How the Maize Genome Consortium Sequenced each BAC
A separate, more detailed video on this topic is available, but it is briefly covered in the ‘How to use the MaizeGDB Genome Browser’ movie, because how the BACs were sequenced is important for understanding what the sequence represents. Each BAC clone was shotgun sequenced and assembly was aided by scaffolding where possible (the scaffolding process is visually explained in our ‘How the Maize Genome Consortium Sequenced each BAC’ movie tutorial). Thus, each BAC sequence is as a series of about 5–12 segments with relative order and orientation noted, if known. One hundred ‘Ns’ are used to mark places in the pseudomolecule assembly where the sequence is not contiguous. This, of course, complicates the identification of genes, thus researchers benefit greatly from an awareness of the quality of the underlying sequence.
Creating a pseudomolecule
This part of the tutorial explains how the BACs and contigs were joined to make the pseudomolecule (again, a separate, more detailed video on this topic is available). Contigs and BACs are anchored to the Intermated B73 X Mo17 genetic map, which can usually provide order and orientation. Within a single contig, BAC sequences were merged based on strict criteria (≥99% identity, and other criteria outlined in the video). Once BACs within a contig were assembled, the contigs were strung together to make up a pseudomolecule for each chromosome. The gaps between contigs are represented by 1000 ‘Ns’ in the pseudomolecule, to distinguish this type of gap from the ones between pieces of sequence within each BAC (represented as 100 ‘Ns’).
How these assemblies look on the MaizeGDB Genome Browser
For the video, after each description of how the assembly was generated, the display fades to a view of how the pseudomolecule is represented within the context of the MaizeGDB Genome Browser. Most maize researchers have used the MaizeGDB Genome Browser, so this is an attempt to relate the visuals researchers are accustomed to with the methods that were used for sequencing and assembly.

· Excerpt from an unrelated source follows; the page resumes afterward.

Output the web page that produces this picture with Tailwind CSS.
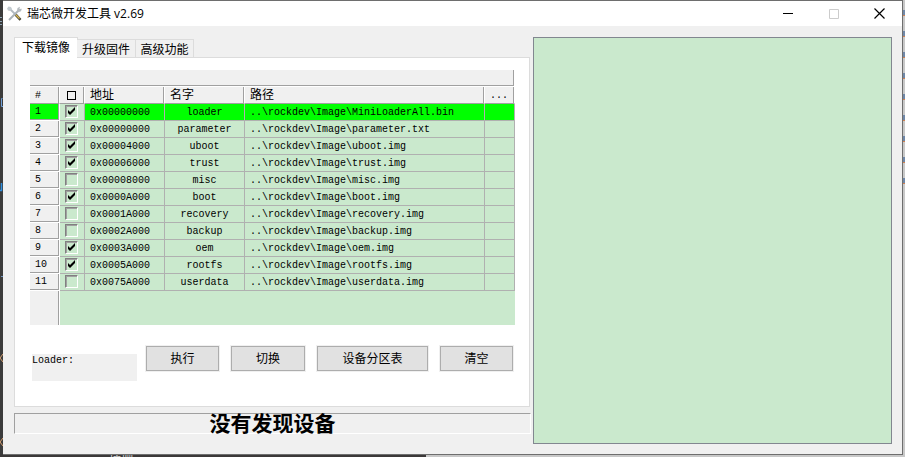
<!DOCTYPE html>
<html lang="zh-CN">
<head>
<meta charset="utf-8">
<title>瑞芯微开发工具 v2.69</title>
<script src="https://cdn.jsdelivr.net/npm/@tailwindcss/browser@4"></script>
</head>
<body class="relative h-screen overflow-hidden bg-[#c8c8c8] pr-[2px] pb-[2px] pl-[3px] font-['Liberation_Sans','Noto_Sans_CJK_SC',sans-serif] text-[12px] leading-[16px] text-black">
<!-- desktop showing around the window -->
<div class="absolute inset-y-0 left-0 w-[3px] bg-[#3b3b3b]" aria-hidden="true">
  <svg class="block h-[457px] w-[3px]" viewBox="0 0 3 457" fill="none">
    <path d="M0 17.5H2M0 21.5H2M0 24.5H2" stroke="#8aa0b0"/>
    <path d="M2.5 98.500H1.500V106.500H3" stroke="#6f9fd8"/>
    <path d="M1.500 183V190.500H0" stroke="#2f8fe0" stroke-width="1.500"/>
    <path d="M1 276.500H3" stroke="#6f93c0"/>
    <path d="M3 354L0 358L3 362M3 438L0 442L3 446" stroke="#d8a070"/>
  </svg>
</div>
<div class="absolute bottom-0 left-0 h-[3px] w-[426px] overflow-hidden bg-[#3b3838] pl-[109px] leading-[14px] text-[#d0d0d0]" aria-hidden="true">按摆</div>
<div class="absolute top-[10px] right-0 flex flex-col gap-[15px]" aria-hidden="true">
  <i class="block h-[6px] w-[2px] border-b border-[#d08050] bg-[#7088a8]"></i>
  <i class="block h-[6px] w-[2px] border-b border-[#d08050] bg-[#7088a8]"></i>
  <i class="block h-[6px] w-[2px] border-b border-[#d08050] bg-[#7088a8]"></i>
  <i class="block h-[6px] w-[2px] border-b border-[#d08050] bg-[#7088a8]"></i>
  <i class="block h-[6px] w-[2px] border-b border-[#d08050] bg-[#7088a8]"></i>
  <i class="block h-[6px] w-[2px] border-b border-[#d08050] bg-[#7088a8]"></i>
  <i class="block h-[6px] w-[2px] border-b border-[#d08050] bg-[#7088a8]"></i>
  <i class="block h-[6px] w-[2px] border-b border-[#d08050] bg-[#7088a8]"></i>
  <i class="block h-[6px] w-[2px] border-b border-[#d08050] bg-[#7088a8]"></i>
</div>
<div class="relative flex h-full flex-col border-t border-r border-b border-[#6e6e6e] bg-[#f0f0f0]">
  <header class="flex h-[25px] shrink-0 items-center bg-white pl-[4px]">
    <svg class="size-[16px]" viewBox="0 0 16 16" fill="none" aria-hidden="true">
      <path d="M2.500 2.500L9 9" stroke="#b3bbc1" stroke-width="1.800"/>
      <path d="M0 2.500L1.500 .5L4 1L5 3L3 5L1 4.500Z" fill="#c3cbd0"/>
      <path d="M8.500 8.500L13.500 13.800" stroke="#4a4636" stroke-width="2.600"/>
      <path d="M8.500 8.500L12.500 12.500" stroke="#d8b850" stroke-width="1.200"/>
      <path d="M11.500 4.500L2 14" stroke="#a9b2b8" stroke-width="2"/>
      <path d="M10 5L10.500 2L13 .8L12.400 3L14.800 2.800L14 5.300L11.200 6.200Z" fill="#b4babf"/>
    </svg>
    <h1 class="ml-[4px] flex-1 font-['Open_Sans','Noto_Sans_CJK_SC',sans-serif] text-[12px]">瑞芯微开发工具 v2.69</h1>
    <button class="grid h-[25px] w-[46px] place-items-center" aria-label="最小化"><svg class="size-[11px]" viewBox="0 0 11 11" aria-hidden="true"><path d="M0 5.5H10" stroke="#000"/></svg></button>
    <button class="grid h-[25px] w-[45px] place-items-center" aria-label="最大化" disabled><svg class="size-[10px]" viewBox="0 0 10 10" aria-hidden="true"><path d="M.5 .5H9.5V9.5H.5Z" fill="none" stroke="#ccc"/></svg></button>
    <button class="grid h-[25px] w-[46px] place-items-center" aria-label="关闭"><svg class="size-[11px]" viewBox="0 0 11 11" aria-hidden="true"><path d="M.5 .5L10.5 10.5M10.5 .5L.5 10.5" stroke="#000" stroke-width="1.2"/></svg></button>
  </header>
  <main class="flex min-h-0 flex-1 gap-[2px] pt-[11px] pr-[10px] pb-[10px] pl-[11px]">
    <section class="flex w-[517px] shrink-0 flex-col">
      <div class="relative z-10 -mb-px flex items-end" role="tablist">
        <button role="tab" aria-selected="true" class="h-[21px] w-[64px] border border-b-0 border-[#dcdcdc] bg-white">下载镜像</button>
        <button role="tab" aria-selected="false" class="-ml-px h-[19px] w-[59px] border border-l-0 border-[#dcdcdc] bg-[#f0f0f0] pt-[2px]">升级固件</button>
        <button role="tab" aria-selected="false" class="h-[19px] w-[58px] border border-l-0 border-[#dcdcdc] bg-[#f0f0f0] pt-[2px]">高级功能</button>
      </div>
      <div role="tabpanel" class="mr-px flex-1 border border-[#dcdcdc] bg-white pt-[12px] pr-[14px] pl-[15px]">
        <div class="mr-px h-[16px] border-r border-b border-[#a0a0a0] bg-[#f0f0f0]"></div>
        <div class="bg-[#cae9cd]">
          <table class="w-full table-fixed border-separate border-spacing-0 font-['Liberation_Mono','Noto_Sans_CJK_SC',monospace] text-[10px] leading-[14px]">
            <colgroup><col class="w-[30px]"><col class="w-[25px]"><col class="w-[80px]"><col class="w-[80px]"><col><col class="w-[30px]"></colgroup>
            <thead class="text-left">
              <tr id="head" class="h-[18px] bg-[#f0f0f0]"></tr>
            </thead>
            <tbody id="rows"></tbody>
          </table>
          <div class="h-[34px] w-[30px] border-r border-white bg-[#f0f0f0]"><div class="h-full border-r border-[#a0a0a0]"></div></div>
        </div>
        <div class="mt-[20px] mr-px flex items-start justify-between pl-[2px]">
          <div class="mt-[9px] h-[27px] w-[105px] bg-[#f0f0f0] font-['Liberation_Mono',monospace] text-[10px] leading-[14px]">Loader:</div>
          <div class="flex gap-[10px]">
            <button class="h-[27px] w-[75px] border border-[#f0f0f0] bg-[#adadad] p-px"><span class="block h-full bg-[#e1e1e1] leading-[24px]">执行</span></button>
            <button class="h-[27px] w-[76px] border border-[#f0f0f0] bg-[#adadad] p-px"><span class="block h-full bg-[#e1e1e1] leading-[24px]">切换</span></button>
            <button class="h-[27px] w-[113px] border border-[#f0f0f0] bg-[#adadad] p-px"><span class="block h-full bg-[#e1e1e1] leading-[24px]">设备分区表</span></button>
            <button class="h-[27px] w-[75px] border border-[#f0f0f0] bg-[#adadad] p-px"><span class="block h-full bg-[#e1e1e1] leading-[24px]">清空</span></button>
          </div>
        </div>
      </div>
      <p role="status" class="mt-[6px] mb-[10px] h-[21px] border border-t-[#a0a0a0] border-r-white border-b-white border-l-[#a0a0a0] text-center font-['Noto_Sans_CJK_SC',sans-serif] text-[21px] leading-[17px] font-bold">没有发现设备</p>
    </section>
    <textarea aria-label="日志" readonly class="min-w-0 flex-1 resize-none border border-[#828790] bg-[#cae9cd] outline-none"></textarea>
  </main>
</div>
<script>
const boxLabel = '<span class="ml-[2px] block size-[9px] border border-black"></span>';
const headers = [["#", "text-[10px]"], [boxLabel, ""], ["地址", "text-[12px]"], ["名字", "text-[12px]"], ["路径", "text-[12px]"], ["...", "text-[10px]"]];
document.getElementById("head").innerHTML = headers
  .map(([t, size]) => `<th scope="col" class="border-t border-r border-b border-t-white border-r-white border-b-[#a0a0a0] p-0 font-normal"><div class="flex h-[16px] items-center border-r border-[#a0a0a0] pt-px pl-[5px] ${size}">${t}</div></th>`).join("");

const data = [
  [1, "0x00000000", "loader", "MiniLoaderAll.bin"],
  [1, "0x00000000", "parameter", "parameter.txt"],
  [1, "0x00004000", "uboot", "uboot.img"],
  [1, "0x00006000", "trust", "trust.img"],
  [0, "0x00008000", "misc", "misc.img"],
  [1, "0x0000A000", "boot", "boot.img"],
  [0, "0x0001A000", "recovery", "recovery.img"],
  [0, "0x0002A000", "backup", "backup.img"],
  [1, "0x0003A000", "oem", "oem.img"],
  [1, "0x0005A000", "rootfs", "rootfs.img"],
  [0, "0x0075A000", "userdata", "userdata.img"],
];
const line = "border-r border-b border-[#b0b0b0]";
const td = line + " px-0 pt-[2px] pb-0";
document.getElementById("rows").innerHTML = data.map(([on, addr, name, file], i) => {
  const bg = i === 0 ? "bg-[#00ff00]" : "bg-[#cae9cd]";
  const numBg = i === 0 ? "bg-[#00ff00]" : "bg-[#f0f0f0]";
  return `<tr class="h-[17px]">
    <th scope="row" class="border-r border-b border-r-white border-b-white p-0 text-left font-normal ${numBg}"><div class="h-[16px] border-r border-b border-[#a0a0a0] pt-px pl-[5px]">${i + 1}</div></th>
    <td class="${line} bg-[#cae9cd] p-0 align-top"><label class="relative mt-px ml-[5px] block size-[13px]">
      <input type="checkbox" aria-label="${name}" ${on ? "checked" : ""} class="peer block size-[13px] appearance-none border border-t-[#808080] border-r-white border-b-white border-l-[#808080] shadow-[inset_1px_1px_0_#a0a0a0]">
      <svg class="pointer-events-none absolute inset-0 hidden size-[13px] peer-checked:block" viewBox="0 0 13 13" aria-hidden="true"><path d="M3 5V8L5 10L10 5V2L5 7Z"/></svg>
    </label></td>
    <td class="${td} ${bg}"><span class="ml-[5px]">${addr}</span></td>
    <td class="${td} ${bg} text-center">${name}</td>
    <td class="${td} ${bg}"><span class="ml-[5px]">..\\rockdev\\Image\\${file}</span></td>
    <td class="${td} ${bg}"></td>
  </tr>`;
}).join("");
</script>
</body>
</html>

Entering the MaizeGDB Genome Browser
There are several ways to enter the Genome Browser from the MaizeGDB home page, and each is shown in this section of the video. Researchers can click on ‘Genome Browser’ on the home page, or use the simple search box at the top of any header or footer, and select ‘genome browser’ from the pull down menu. Another way to enter is through the MaizeGDB implementation of BLAST (10
). Researchers can BLAST a sequence against a genome assembly then upload hits to the browser as a separate, private track. We also have additional outreach videos that spend several minutes going through exactly how to do this.
General features of the genome browser
We use GBrowse (11
), and many of the features available within the MaizeGDB implementation of GBrowse are similar to those offered at other databases [e.g. Flybase (12
) and TAIR (13
)]. Several features are shown in the videos, including ‘rubberbanding’ your region of choice (i.e. choosing a specific region on the genome browser by clicking the mouse button and holding it down while selecting a region), how to get more information on the data in each track, collapsing and expanding tracks, making customized views, and more.
In the next part of the tutorial, some lesser-known features of the MaizeGDB Genome Browser are discussed: these were included based upon specific questions we received from researchers. Examples include how to: download sequence files, bookmark a region, upload private tracks and share private tracks. At the end of the tutorial, viewers are invited again to submit questions anytime, and our contact information is given.